/---

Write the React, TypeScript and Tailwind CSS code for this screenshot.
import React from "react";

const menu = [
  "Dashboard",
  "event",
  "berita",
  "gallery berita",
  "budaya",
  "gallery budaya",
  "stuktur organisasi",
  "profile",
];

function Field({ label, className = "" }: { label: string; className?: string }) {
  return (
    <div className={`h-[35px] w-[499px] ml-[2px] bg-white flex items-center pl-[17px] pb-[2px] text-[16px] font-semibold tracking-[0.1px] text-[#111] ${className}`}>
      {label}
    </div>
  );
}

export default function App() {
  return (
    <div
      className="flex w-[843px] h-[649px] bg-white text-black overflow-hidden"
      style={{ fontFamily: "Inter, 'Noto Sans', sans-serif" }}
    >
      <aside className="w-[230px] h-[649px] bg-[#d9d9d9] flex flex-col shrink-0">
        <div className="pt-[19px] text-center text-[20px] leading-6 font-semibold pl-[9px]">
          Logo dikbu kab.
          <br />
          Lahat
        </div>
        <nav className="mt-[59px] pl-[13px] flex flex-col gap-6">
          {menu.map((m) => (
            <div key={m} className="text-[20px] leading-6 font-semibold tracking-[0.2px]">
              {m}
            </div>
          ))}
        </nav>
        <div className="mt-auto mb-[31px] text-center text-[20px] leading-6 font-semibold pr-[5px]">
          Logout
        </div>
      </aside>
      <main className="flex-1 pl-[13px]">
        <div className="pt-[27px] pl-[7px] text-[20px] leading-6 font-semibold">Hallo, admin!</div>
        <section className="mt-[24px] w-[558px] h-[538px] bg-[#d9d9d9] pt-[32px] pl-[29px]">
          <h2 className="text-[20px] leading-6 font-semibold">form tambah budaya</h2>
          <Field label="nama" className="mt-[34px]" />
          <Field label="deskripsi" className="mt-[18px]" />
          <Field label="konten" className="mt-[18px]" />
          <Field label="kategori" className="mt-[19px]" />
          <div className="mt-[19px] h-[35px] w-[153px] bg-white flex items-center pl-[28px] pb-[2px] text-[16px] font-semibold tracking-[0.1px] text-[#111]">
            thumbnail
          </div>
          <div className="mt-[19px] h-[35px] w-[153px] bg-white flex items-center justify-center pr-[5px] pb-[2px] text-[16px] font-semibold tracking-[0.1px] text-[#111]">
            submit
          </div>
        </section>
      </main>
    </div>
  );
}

\---
/---

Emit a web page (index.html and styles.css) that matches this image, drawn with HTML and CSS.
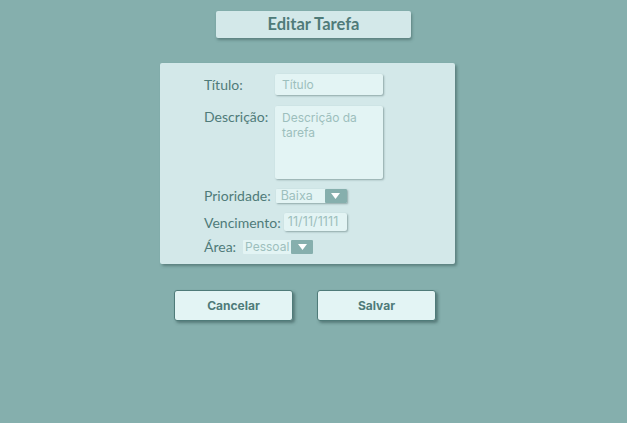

\---

▶ **TASK BRIEF**
Find each line holding the string "React" and copy it out.

▶ **ANSWER FOR THE TASK**
Write the React, TypeScript and Tailwind CSS code for this screenshot.
import React from "react";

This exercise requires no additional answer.